> TO BE DONE
Your task is to repeat the lines below exactly, excluding any pictures they contain.

> RECORDS SHOWN
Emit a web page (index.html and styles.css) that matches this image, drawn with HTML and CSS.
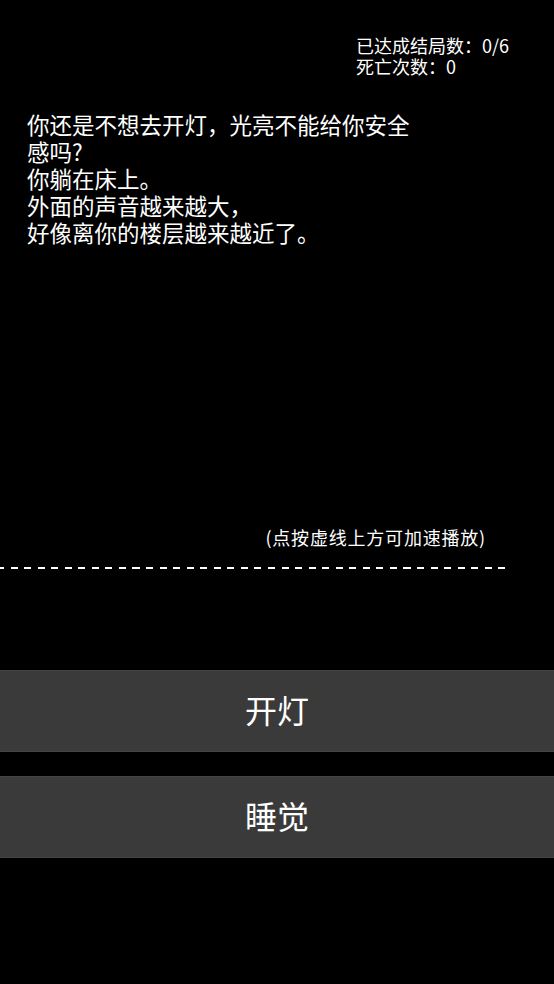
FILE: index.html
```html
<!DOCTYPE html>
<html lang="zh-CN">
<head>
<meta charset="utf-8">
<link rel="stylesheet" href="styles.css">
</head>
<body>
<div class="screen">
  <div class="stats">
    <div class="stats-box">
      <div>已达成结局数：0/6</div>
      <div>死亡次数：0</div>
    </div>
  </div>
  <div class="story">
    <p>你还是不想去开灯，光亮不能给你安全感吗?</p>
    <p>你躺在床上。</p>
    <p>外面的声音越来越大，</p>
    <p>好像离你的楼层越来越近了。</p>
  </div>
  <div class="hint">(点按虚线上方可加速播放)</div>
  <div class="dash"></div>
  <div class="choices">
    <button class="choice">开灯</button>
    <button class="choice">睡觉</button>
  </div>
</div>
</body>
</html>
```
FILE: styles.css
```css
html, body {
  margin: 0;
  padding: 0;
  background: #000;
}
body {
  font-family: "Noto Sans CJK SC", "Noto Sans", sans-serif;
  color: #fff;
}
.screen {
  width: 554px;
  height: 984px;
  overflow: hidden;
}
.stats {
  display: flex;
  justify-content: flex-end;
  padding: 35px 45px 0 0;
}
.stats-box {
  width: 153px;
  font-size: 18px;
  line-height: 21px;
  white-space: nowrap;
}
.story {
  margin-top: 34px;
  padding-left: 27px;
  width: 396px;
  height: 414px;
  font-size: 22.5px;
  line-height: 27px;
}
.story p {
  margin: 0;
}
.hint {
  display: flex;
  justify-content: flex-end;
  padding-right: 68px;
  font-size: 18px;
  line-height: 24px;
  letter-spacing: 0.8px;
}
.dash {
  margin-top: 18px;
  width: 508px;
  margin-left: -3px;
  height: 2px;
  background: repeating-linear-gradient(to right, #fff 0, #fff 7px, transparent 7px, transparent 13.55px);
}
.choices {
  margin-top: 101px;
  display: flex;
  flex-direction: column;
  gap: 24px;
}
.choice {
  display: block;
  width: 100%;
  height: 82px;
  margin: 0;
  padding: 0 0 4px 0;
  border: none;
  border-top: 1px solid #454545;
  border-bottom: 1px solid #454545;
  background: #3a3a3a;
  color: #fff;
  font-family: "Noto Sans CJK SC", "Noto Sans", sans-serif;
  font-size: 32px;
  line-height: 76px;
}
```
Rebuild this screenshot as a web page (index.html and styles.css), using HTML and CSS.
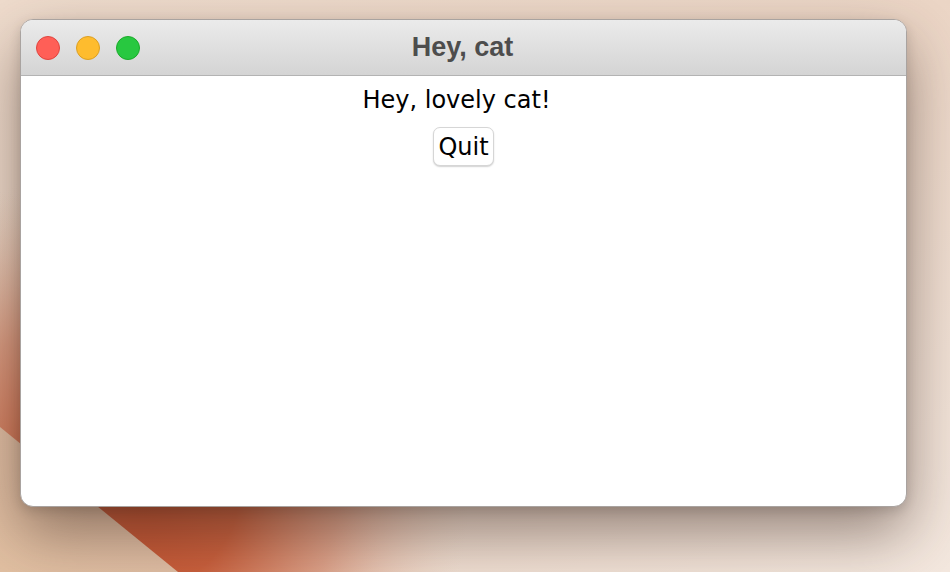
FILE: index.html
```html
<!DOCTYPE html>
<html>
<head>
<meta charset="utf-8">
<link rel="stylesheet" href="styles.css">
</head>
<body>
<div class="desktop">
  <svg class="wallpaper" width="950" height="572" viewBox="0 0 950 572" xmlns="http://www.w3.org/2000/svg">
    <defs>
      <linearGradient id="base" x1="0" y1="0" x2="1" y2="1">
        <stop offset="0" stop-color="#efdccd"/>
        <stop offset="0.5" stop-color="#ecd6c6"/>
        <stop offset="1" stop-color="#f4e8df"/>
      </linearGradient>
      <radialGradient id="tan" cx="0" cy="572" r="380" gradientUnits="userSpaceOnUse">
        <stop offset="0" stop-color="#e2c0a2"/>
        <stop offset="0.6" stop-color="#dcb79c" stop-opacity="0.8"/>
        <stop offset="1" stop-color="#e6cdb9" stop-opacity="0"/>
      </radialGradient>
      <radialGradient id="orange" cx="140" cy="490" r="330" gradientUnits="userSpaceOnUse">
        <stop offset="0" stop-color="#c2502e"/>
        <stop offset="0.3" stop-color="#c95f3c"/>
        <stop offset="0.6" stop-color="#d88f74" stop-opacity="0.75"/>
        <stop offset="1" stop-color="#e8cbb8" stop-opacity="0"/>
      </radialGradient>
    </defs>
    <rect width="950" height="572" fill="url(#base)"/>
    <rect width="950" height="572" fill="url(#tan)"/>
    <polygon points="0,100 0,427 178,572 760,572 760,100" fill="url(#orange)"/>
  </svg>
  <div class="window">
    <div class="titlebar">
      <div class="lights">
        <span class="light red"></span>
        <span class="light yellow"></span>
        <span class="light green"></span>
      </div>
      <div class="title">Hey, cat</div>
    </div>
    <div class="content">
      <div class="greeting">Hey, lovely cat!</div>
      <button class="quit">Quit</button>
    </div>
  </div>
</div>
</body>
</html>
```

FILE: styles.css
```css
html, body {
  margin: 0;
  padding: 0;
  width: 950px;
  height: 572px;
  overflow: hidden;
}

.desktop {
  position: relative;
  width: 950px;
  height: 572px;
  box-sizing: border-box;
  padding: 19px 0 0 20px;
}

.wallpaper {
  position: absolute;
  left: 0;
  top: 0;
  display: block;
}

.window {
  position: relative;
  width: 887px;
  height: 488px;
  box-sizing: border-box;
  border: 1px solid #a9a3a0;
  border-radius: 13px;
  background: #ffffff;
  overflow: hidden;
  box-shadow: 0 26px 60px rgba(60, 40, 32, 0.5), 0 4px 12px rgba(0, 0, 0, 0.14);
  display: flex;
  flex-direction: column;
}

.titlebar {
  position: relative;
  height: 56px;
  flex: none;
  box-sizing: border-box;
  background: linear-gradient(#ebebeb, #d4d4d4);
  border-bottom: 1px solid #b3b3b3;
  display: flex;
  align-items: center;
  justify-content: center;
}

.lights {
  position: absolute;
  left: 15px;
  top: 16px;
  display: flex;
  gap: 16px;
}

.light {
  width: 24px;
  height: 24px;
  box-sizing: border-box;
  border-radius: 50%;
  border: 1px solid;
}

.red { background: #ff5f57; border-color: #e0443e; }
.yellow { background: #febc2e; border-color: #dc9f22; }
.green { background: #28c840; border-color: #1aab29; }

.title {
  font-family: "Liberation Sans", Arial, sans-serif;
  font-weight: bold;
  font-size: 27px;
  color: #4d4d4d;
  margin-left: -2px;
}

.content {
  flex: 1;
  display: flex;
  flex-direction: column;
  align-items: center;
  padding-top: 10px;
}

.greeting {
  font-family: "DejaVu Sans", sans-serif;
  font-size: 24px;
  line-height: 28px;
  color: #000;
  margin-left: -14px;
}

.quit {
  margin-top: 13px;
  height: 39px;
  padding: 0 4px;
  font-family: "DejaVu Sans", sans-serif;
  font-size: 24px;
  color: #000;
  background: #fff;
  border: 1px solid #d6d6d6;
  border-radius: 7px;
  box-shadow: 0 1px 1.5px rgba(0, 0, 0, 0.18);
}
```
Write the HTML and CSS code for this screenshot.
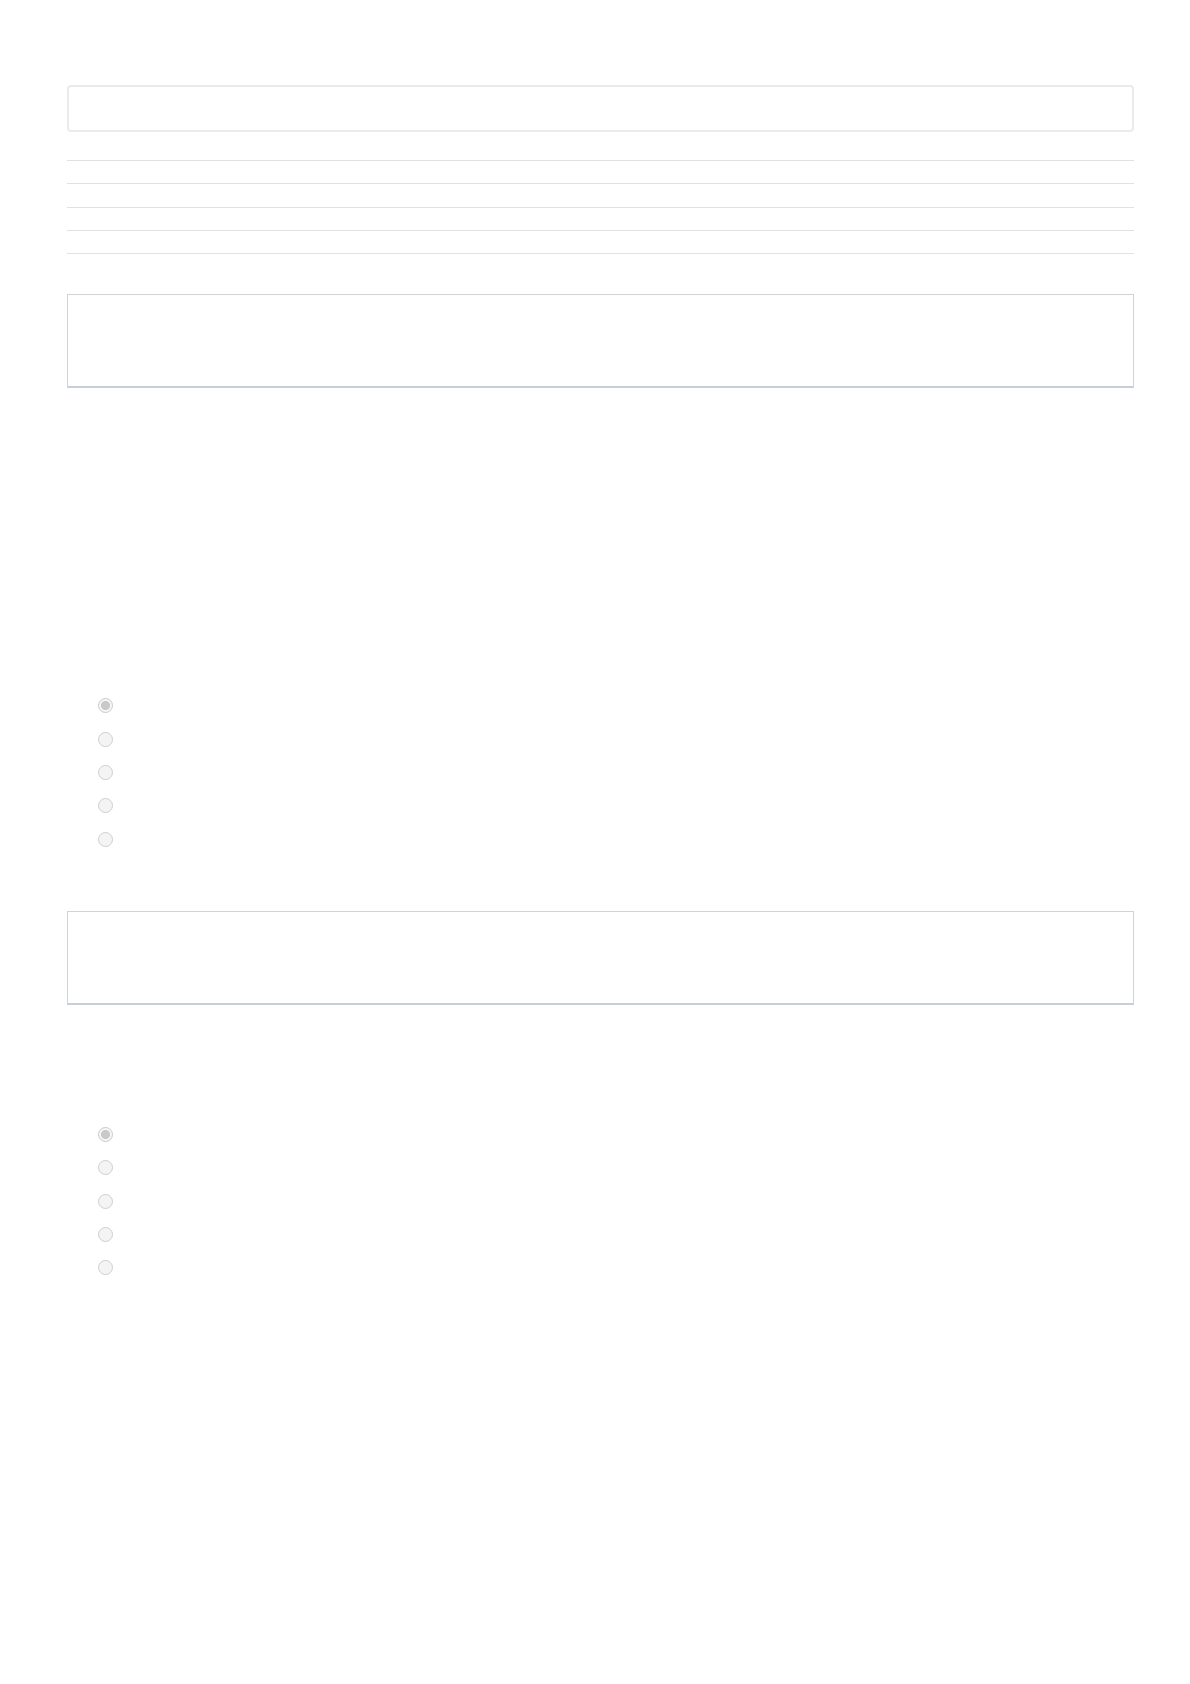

> RESULT FOR THIS EXERCISE
Emit a web page (index.html and styles.css) that matches this image, drawn with HTML and CSS.
FILE: index.html
```html
<!DOCTYPE html>
<html lang="zh-CN">
<head>
<meta charset="utf-8">
<link rel="stylesheet" href="styles.css">
</head>
<body>
<div class="screen">
  <div class="stats">
    <div class="stats-box">
      <div>已达成结局数：0/6</div>
      <div>死亡次数：0</div>
    </div>
  </div>
  <div class="story">
    <p>你还是不想去开灯，光亮不能给你安全感吗?</p>
    <p>你躺在床上。</p>
    <p>外面的声音越来越大，</p>
    <p>好像离你的楼层越来越近了。</p>
  </div>
  <div class="hint">(点按虚线上方可加速播放)</div>
  <div class="dash"></div>
  <div class="choices">
    <button class="choice">开灯</button>
    <button class="choice">睡觉</button>
  </div>
</div>
</body>
</html>
```
FILE: styles.css
```css
html, body {
  margin: 0;
  padding: 0;
  background: #000;
}
body {
  font-family: "Noto Sans CJK SC", "Noto Sans", sans-serif;
  color: #fff;
}
.screen {
  width: 554px;
  height: 984px;
  overflow: hidden;
}
.stats {
  display: flex;
  justify-content: flex-end;
  padding: 35px 45px 0 0;
}
.stats-box {
  width: 153px;
  font-size: 18px;
  line-height: 21px;
  white-space: nowrap;
}
.story {
  margin-top: 34px;
  padding-left: 27px;
  width: 396px;
  height: 414px;
  font-size: 22.5px;
  line-height: 27px;
}
.story p {
  margin: 0;
}
.hint {
  display: flex;
  justify-content: flex-end;
  padding-right: 68px;
  font-size: 18px;
  line-height: 24px;
  letter-spacing: 0.8px;
}
.dash {
  margin-top: 18px;
  width: 508px;
  margin-left: -3px;
  height: 2px;
  background: repeating-linear-gradient(to right, #fff 0, #fff 7px, transparent 7px, transparent 13.55px);
}
.choices {
  margin-top: 101px;
  display: flex;
  flex-direction: column;
  gap: 24px;
}
.choice {
  display: block;
  width: 100%;
  height: 82px;
  margin: 0;
  padding: 0 0 4px 0;
  border: none;
  border-top: 1px solid #454545;
  border-bottom: 1px solid #454545;
  background: #3a3a3a;
  color: #fff;
  font-family: "Noto Sans CJK SC", "Noto Sans", sans-serif;
  font-size: 32px;
  line-height: 76px;
}
```
Rebuild this screenshot as a web page (index.html and styles.css), using HTML and CSS.
FILE: index.html
```html
<!DOCTYPE html>
<html>
<head>
<meta charset="utf-8">
<link rel="stylesheet" href="styles.css">
</head>
<body>
<div class="desktop">
  <svg class="wallpaper" width="950" height="572" viewBox="0 0 950 572" xmlns="http://www.w3.org/2000/svg">
    <defs>
      <linearGradient id="base" x1="0" y1="0" x2="1" y2="1">
        <stop offset="0" stop-color="#efdccd"/>
        <stop offset="0.5" stop-color="#ecd6c6"/>
        <stop offset="1" stop-color="#f4e8df"/>
      </linearGradient>
      <radialGradient id="tan" cx="0" cy="572" r="380" gradientUnits="userSpaceOnUse">
        <stop offset="0" stop-color="#e2c0a2"/>
        <stop offset="0.6" stop-color="#dcb79c" stop-opacity="0.8"/>
        <stop offset="1" stop-color="#e6cdb9" stop-opacity="0"/>
      </radialGradient>
      <radialGradient id="orange" cx="140" cy="490" r="330" gradientUnits="userSpaceOnUse">
        <stop offset="0" stop-color="#c2502e"/>
        <stop offset="0.3" stop-color="#c95f3c"/>
        <stop offset="0.6" stop-color="#d88f74" stop-opacity="0.75"/>
        <stop offset="1" stop-color="#e8cbb8" stop-opacity="0"/>
      </radialGradient>
    </defs>
    <rect width="950" height="572" fill="url(#base)"/>
    <rect width="950" height="572" fill="url(#tan)"/>
    <polygon points="0,100 0,427 178,572 760,572 760,100" fill="url(#orange)"/>
  </svg>
  <div class="window">
    <div class="titlebar">
      <div class="lights">
        <span class="light red"></span>
        <span class="light yellow"></span>
        <span class="light green"></span>
      </div>
      <div class="title">Hey, cat</div>
    </div>
    <div class="content">
      <div class="greeting">Hey, lovely cat!</div>
      <button class="quit">Quit</button>
    </div>
  </div>
</div>
</body>
</html>
```

FILE: styles.css
```css
html, body {
  margin: 0;
  padding: 0;
  width: 950px;
  height: 572px;
  overflow: hidden;
}

.desktop {
  position: relative;
  width: 950px;
  height: 572px;
  box-sizing: border-box;
  padding: 19px 0 0 20px;
}

.wallpaper {
  position: absolute;
  left: 0;
  top: 0;
  display: block;
}

.window {
  position: relative;
  width: 887px;
  height: 488px;
  box-sizing: border-box;
  border: 1px solid #a9a3a0;
  border-radius: 13px;
  background: #ffffff;
  overflow: hidden;
  box-shadow: 0 26px 60px rgba(60, 40, 32, 0.5), 0 4px 12px rgba(0, 0, 0, 0.14);
  display: flex;
  flex-direction: column;
}

.titlebar {
  position: relative;
  height: 56px;
  flex: none;
  box-sizing: border-box;
  background: linear-gradient(#ebebeb, #d4d4d4);
  border-bottom: 1px solid #b3b3b3;
  display: flex;
  align-items: center;
  justify-content: center;
}

.lights {
  position: absolute;
  left: 15px;
  top: 16px;
  display: flex;
  gap: 16px;
}

.light {
  width: 24px;
  height: 24px;
  box-sizing: border-box;
  border-radius: 50%;
  border: 1px solid;
}

.red { background: #ff5f57; border-color: #e0443e; }
.yellow { background: #febc2e; border-color: #dc9f22; }
.green { background: #28c840; border-color: #1aab29; }

.title {
  font-family: "Liberation Sans", Arial, sans-serif;
  font-weight: bold;
  font-size: 27px;
  color: #4d4d4d;
  margin-left: -2px;
}

.content {
  flex: 1;
  display: flex;
  flex-direction: column;
  align-items: center;
  padding-top: 10px;
}

.greeting {
  font-family: "DejaVu Sans", sans-serif;
  font-size: 24px;
  line-height: 28px;
  color: #000;
  margin-left: -14px;
}

.quit {
  margin-top: 13px;
  height: 39px;
  padding: 0 4px;
  font-family: "DejaVu Sans", sans-serif;
  font-size: 24px;
  color: #000;
  background: #fff;
  border: 1px solid #d6d6d6;
  border-radius: 7px;
  box-shadow: 0 1px 1.5px rgba(0, 0, 0, 0.18);
}
```
Write the HTML and CSS code for this screenshot.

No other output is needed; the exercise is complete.